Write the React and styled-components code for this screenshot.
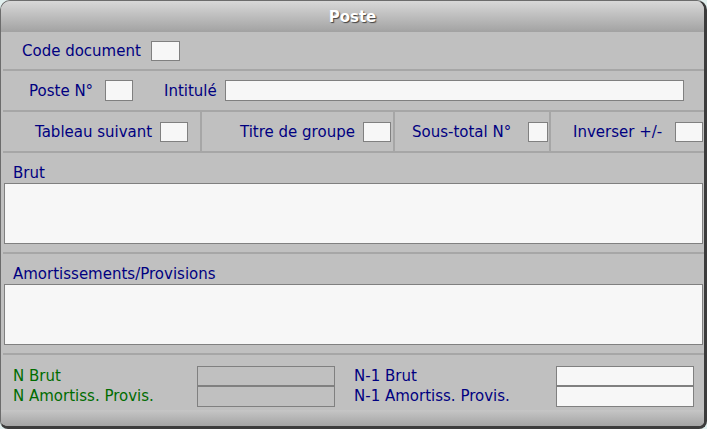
import React from 'react';
import styled, { createGlobalStyle } from 'styled-components';

const GlobalStyle = createGlobalStyle`
  html, body {
    margin: 0;
    padding: 0;
    background: #e2f0ef;
  }
  body {
    font-family: "DejaVu Sans", Verdana, sans-serif;
    font-size: 15px;
  }
`;

const Window = styled.div`
  width: 707px;
  height: 429px;
  box-sizing: border-box;
  display: flex;
  flex-direction: column;
  background: #c0c0c0;
  border: 1px solid #6c6c6c;
  border-right: 3px solid #3c3c3c;
  border-bottom: 3px solid #3c3c3c;
  border-radius: 10px 10px 8px 8px;
  overflow: hidden;
`;

const TitleBar = styled.div`
  height: 31px;
  flex: none;
  display: flex;
  align-items: center;
  justify-content: center;
  background: linear-gradient(#d8d8d8, #a2a2a2);
  color: #fff;
  font-weight: bold;
  text-shadow: 1px 1px 1px #404040;
`;

const Body = styled.div`
  flex: 1;
  display: flex;
  flex-direction: column;
  padding-left: 2px;
`;

const Row = styled.div`
  height: ${(p) => p.$h}px;
  flex: none;
  display: flex;
  align-items: center;
  padding-left: ${(p) => p.$pl || 0}px;
  border-bottom: 2px solid #a6a6a6;
`;

const Cell = styled.div`
  width: ${(p) => p.$w}px;
  height: 100%;
  flex: none;
  display: flex;
  align-items: center;
  padding-left: ${(p) => p.$pl}px;
  box-sizing: border-box;
  border-left: ${(p) => (p.$first ? 'none' : '2px solid #a6a6a6')};
  overflow: hidden;
`;

const Label = styled.span`
  width: ${(p) => (p.$w ? `${p.$w}px` : 'auto')};
  flex: none;
  color: ${(p) => (p.$green ? '#006c00' : '#000080')};
  white-space: nowrap;
  line-height: 20px;
`;

const Input = styled.div`
  width: ${(p) => p.$w}px;
  height: ${(p) => p.$h || 21}px;
  flex: none;
  box-sizing: border-box;
  background: ${(p) => (p.$off ? '#c0c0c0' : '#f7f7f7')};
  border: 1px solid #808080;
`;

const Section = styled.div`
  height: 101px;
  flex: none;
  display: flex;
  flex-direction: column;
  padding: 10px 1px 0;
  box-sizing: border-box;
  border-bottom: 2px solid #a6a6a6;
  ${Label} {
    margin-left: 9px;
  }
`;

const TextArea = styled.div`
  height: 61px;
  box-sizing: border-box;
  background: #f7f7f7;
  border: 1px solid #808080;
`;

const Totals = styled.div`
  flex: 1;
  display: grid;
  grid-template-columns: 184px 138px 221px 138px;
  grid-template-rows: 20px 20px;
  align-items: center;
  padding: 11px 0 0 10px;
  box-sizing: border-box;
  & > :nth-child(4n + 3) {
    margin-left: 19px;
  }
`;

const BottomBar = styled.div`
  height: 16px;
  flex: none;
  background: linear-gradient(#c6c6c6, #a4a4a4);
`;

export default function App() {
  return (
    <>
      <GlobalStyle />
      <Window>
        <TitleBar>Poste</TitleBar>
        <Body>
          <Row $h={37} $pl={19}>
            <Label $w={129}>Code document</Label>
            <Input $w={29} $h={20} />
          </Row>
          <Row $h={39} $pl={26}>
            <Label $w={76}>Poste N°</Label>
            <Input $w={28} />
            <Label $w={61} style={{ marginLeft: 31 }}>Intitulé</Label>
            <Input $w={459} />
          </Row>
          <Row $h={39}>
            <Cell $w={197} $pl={32} $first>
              <Label $w={125}>Tableau suivant</Label>
              <Input $w={28} $h={20} />
            </Cell>
            <Cell $w={193} $pl={38}>
              <Label $w={123}>Titre de groupe</Label>
              <Input $w={28} $h={20} />
            </Cell>
            <Cell $w={156} $pl={17}>
              <Label $w={116}>Sous-total N°</Label>
              <Input $w={20} $h={20} />
            </Cell>
            <Cell $w={154} $pl={22}>
              <Label $w={102}>Inverser +/-</Label>
              <Input $w={28} $h={20} />
            </Cell>
          </Row>
          <Section>
            <Label>Brut</Label>
            <TextArea />
          </Section>
          <Section>
            <Label>Amortissements/Provisions</Label>
            <TextArea />
          </Section>
          <Totals>
            <Label $green>N Brut</Label>
            <Input $w={138} $h={20} $off />
            <Label>N-1 Brut</Label>
            <Input $w={138} $h={20} />
            <Label $green>N Amortiss. Provis.</Label>
            <Input $w={138} $h={21} $off />
            <Label>N-1 Amortiss. Provis.</Label>
            <Input $w={138} $h={21} />
          </Totals>
        </Body>
        <BottomBar />
      </Window>
    </>
  );
}
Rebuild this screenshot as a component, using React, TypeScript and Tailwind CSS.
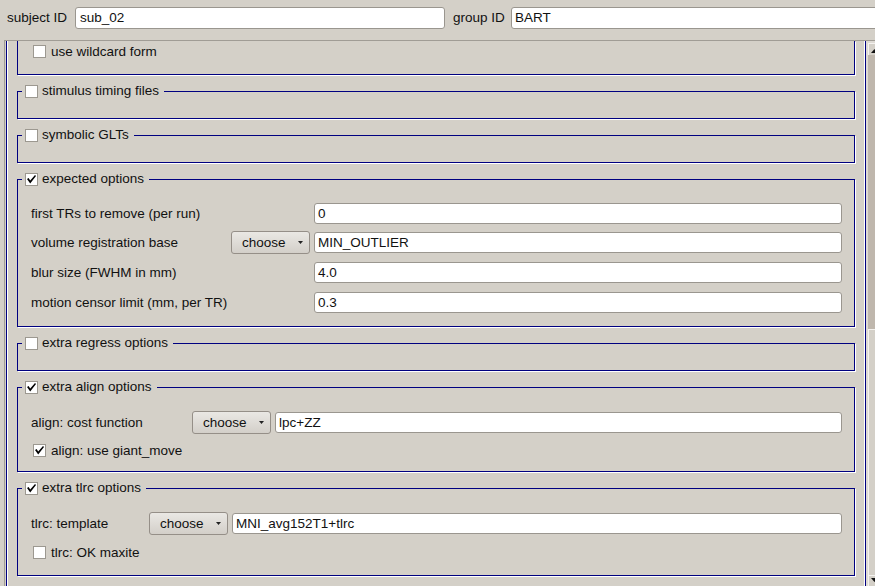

● ● ● ●

Make an exact copy of the data above, pictures excluded.

RESPONSE BELOW:
Write the React and styled-components code for this screenshot.
import React from 'react';
import styled, { createGlobalStyle } from 'styled-components';

const GlobalStyle = createGlobalStyle`
  html, body {
    margin: 0;
    padding: 0;
    background: #e2f0ef;
  }
  body {
    font-family: "DejaVu Sans", Verdana, sans-serif;
    font-size: 15px;
  }
`;

const Window = styled.div`
  width: 707px;
  height: 429px;
  box-sizing: border-box;
  display: flex;
  flex-direction: column;
  background: #c0c0c0;
  border: 1px solid #6c6c6c;
  border-right: 3px solid #3c3c3c;
  border-bottom: 3px solid #3c3c3c;
  border-radius: 10px 10px 8px 8px;
  overflow: hidden;
`;

const TitleBar = styled.div`
  height: 31px;
  flex: none;
  display: flex;
  align-items: center;
  justify-content: center;
  background: linear-gradient(#d8d8d8, #a2a2a2);
  color: #fff;
  font-weight: bold;
  text-shadow: 1px 1px 1px #404040;
`;

const Body = styled.div`
  flex: 1;
  display: flex;
  flex-direction: column;
  padding-left: 2px;
`;

const Row = styled.div`
  height: ${(p) => p.$h}px;
  flex: none;
  display: flex;
  align-items: center;
  padding-left: ${(p) => p.$pl || 0}px;
  border-bottom: 2px solid #a6a6a6;
`;

const Cell = styled.div`
  width: ${(p) => p.$w}px;
  height: 100%;
  flex: none;
  display: flex;
  align-items: center;
  padding-left: ${(p) => p.$pl}px;
  box-sizing: border-box;
  border-left: ${(p) => (p.$first ? 'none' : '2px solid #a6a6a6')};
  overflow: hidden;
`;

const Label = styled.span`
  width: ${(p) => (p.$w ? `${p.$w}px` : 'auto')};
  flex: none;
  color: ${(p) => (p.$green ? '#006c00' : '#000080')};
  white-space: nowrap;
  line-height: 20px;
`;

const Input = styled.div`
  width: ${(p) => p.$w}px;
  height: ${(p) => p.$h || 21}px;
  flex: none;
  box-sizing: border-box;
  background: ${(p) => (p.$off ? '#c0c0c0' : '#f7f7f7')};
  border: 1px solid #808080;
`;

const Section = styled.div`
  height: 101px;
  flex: none;
  display: flex;
  flex-direction: column;
  padding: 10px 1px 0;
  box-sizing: border-box;
  border-bottom: 2px solid #a6a6a6;
  ${Label} {
    margin-left: 9px;
  }
`;

const TextArea = styled.div`
  height: 61px;
  box-sizing: border-box;
  background: #f7f7f7;
  border: 1px solid #808080;
`;

const Totals = styled.div`
  flex: 1;
  display: grid;
  grid-template-columns: 184px 138px 221px 138px;
  grid-template-rows: 20px 20px;
  align-items: center;
  padding: 11px 0 0 10px;
  box-sizing: border-box;
  & > :nth-child(4n + 3) {
    margin-left: 19px;
  }
`;

const BottomBar = styled.div`
  height: 16px;
  flex: none;
  background: linear-gradient(#c6c6c6, #a4a4a4);
`;

export default function App() {
  return (
    <>
      <GlobalStyle />
      <Window>
        <TitleBar>Poste</TitleBar>
        <Body>
          <Row $h={37} $pl={19}>
            <Label $w={129}>Code document</Label>
            <Input $w={29} $h={20} />
          </Row>
          <Row $h={39} $pl={26}>
            <Label $w={76}>Poste N°</Label>
            <Input $w={28} />
            <Label $w={61} style={{ marginLeft: 31 }}>Intitulé</Label>
            <Input $w={459} />
          </Row>
          <Row $h={39}>
            <Cell $w={197} $pl={32} $first>
              <Label $w={125}>Tableau suivant</Label>
              <Input $w={28} $h={20} />
            </Cell>
            <Cell $w={193} $pl={38}>
              <Label $w={123}>Titre de groupe</Label>
              <Input $w={28} $h={20} />
            </Cell>
            <Cell $w={156} $pl={17}>
              <Label $w={116}>Sous-total N°</Label>
              <Input $w={20} $h={20} />
            </Cell>
            <Cell $w={154} $pl={22}>
              <Label $w={102}>Inverser +/-</Label>
              <Input $w={28} $h={20} />
            </Cell>
          </Row>
          <Section>
            <Label>Brut</Label>
            <TextArea />
          </Section>
          <Section>
            <Label>Amortissements/Provisions</Label>
            <TextArea />
          </Section>
          <Totals>
            <Label $green>N Brut</Label>
            <Input $w={138} $h={20} $off />
            <Label>N-1 Brut</Label>
            <Input $w={138} $h={20} />
            <Label $green>N Amortiss. Provis.</Label>
            <Input $w={138} $h={21} $off />
            <Label>N-1 Amortiss. Provis.</Label>
            <Input $w={138} $h={21} />
          </Totals>
        </Body>
        <BottomBar />
      </Window>
    </>
  );
}
Rebuild this screenshot as a component, using React, TypeScript and Tailwind CSS.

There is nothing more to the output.